Markets not shaken by May's Brexit defeat
Britain will confront head-on the threat of a no-deal Brexit in a parliamentary vote with huge ramifications for Prime Minister Theresa May.
On Wednesday, lawmakers will decide whether to tear the country out of the European Union with no agreement in place in 16 days’ time, or give themselves the chance to delay Brexit in the hope of securing better terms.
If -- as expected -- Parliament rejects leaving without an accord on March 29, there will be another vote Thursday on whether to ask the EU for more time and delay departure day.
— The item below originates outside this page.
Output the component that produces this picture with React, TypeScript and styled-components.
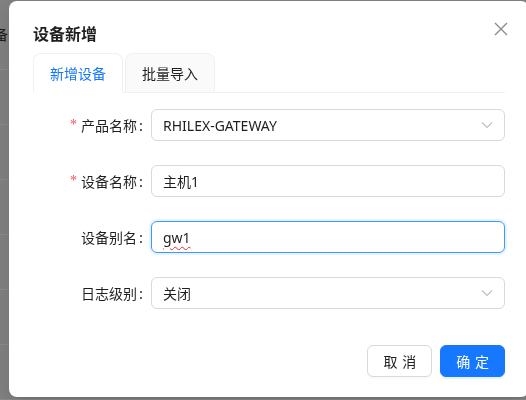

An extension, which markets would welcome, could however provoke furious pro-Brexit officials to quit May’s administration, and even set in train a chain of events that could bring her government down.
The stakes could hardly higher -- and the future looks uncertain -- after May failed for a second time to get Parliament to sign off on a divorce deal that was the culmination of two years of tortured negotiations.
“May is now in a deep crisis, with Tory MPs and even some ministers speculating how long she can last in Downing Street,” Mujtaba Rahman, managing director at Eurasia Group, said. “She will soldier on, but is no longer in the driving seat on Brexit.”
Politically weakened, and physically exhausted, May called a vote on whether to leave without a deal after the House of Commons overwhelmingly rejected the agreement she’s secured with the EU for the second time in two months.
If politicians back a no-deal split, May says this will become the government’s official policy, even though numerous ministers have said they will resign in protest at the economic damage that would cause.
Parliament is likely to try to take control over whatever happens next, including how long any delay will last, and could even force a repeat of the 2016 referendum, May suggested.
Renegotiated late Monday night, the latest version of the deal was defeated by 391 votes to 242. That’s less than the record 230-vote margin she suffered in January, but still a stinging repudiation of two years of painstaking work.
The crisis was triggered when Geoffrey Cox, the attorney general, dramatically announced his legal advice on the new terms that May agreed to with European Commission President Jean-Claude Juncker.
Instead of endorsing the new guarantees on the Irish border backstop, Cox said the risk that it will trap Britain inside the EU customs regime indefinitely was still there.
This killed any hope May had of persuading pro-Brexit Tories to abandon their opposition to the deal and vote for it.
May’s last ditch effort to save her blueprint appeared to have take its toll on the prime minister. When she stood up in the Commons to respond, her voice had all-but worn out and she could hardly be heard. She was seen sucking throat lozenges in the Commons chamber, to help her to speak.
“I profoundly regret the decision that this House has taken tonight,” May said.
If the Commons votes to stop a no-deal Brexit and to extend the deadline, members of Parliament will have to explain to the EU what the extra time will be used for. Will it be to cancel Brexit, hold another referendum, or choose a different kind of divorce deal, she asked.
“These are unenviable choices, but thanks to the decision the House has made this evening they must now be faced,” May said.
On Wednesday, Chancellor of the Exchequer Philip Hammond will present to Parliament his annual spring financial statement, which will likely emphasize the risks of a no-deal split. Once that is done, May will open the debate on a no-deal Brexit.
She’s expected to argue and vote against leaving the EU on March 29 without a deal, while aiming to keep the option on the table, in an effort to placate staunch Brexit supporters.
Meanwhile, in Brussels, the view seems to be that the EU has done all it can to help and that it’s a domestic crisis. The solution to the deadlock, said a spokesman for EU President Donald Tusk “can only be found in London.”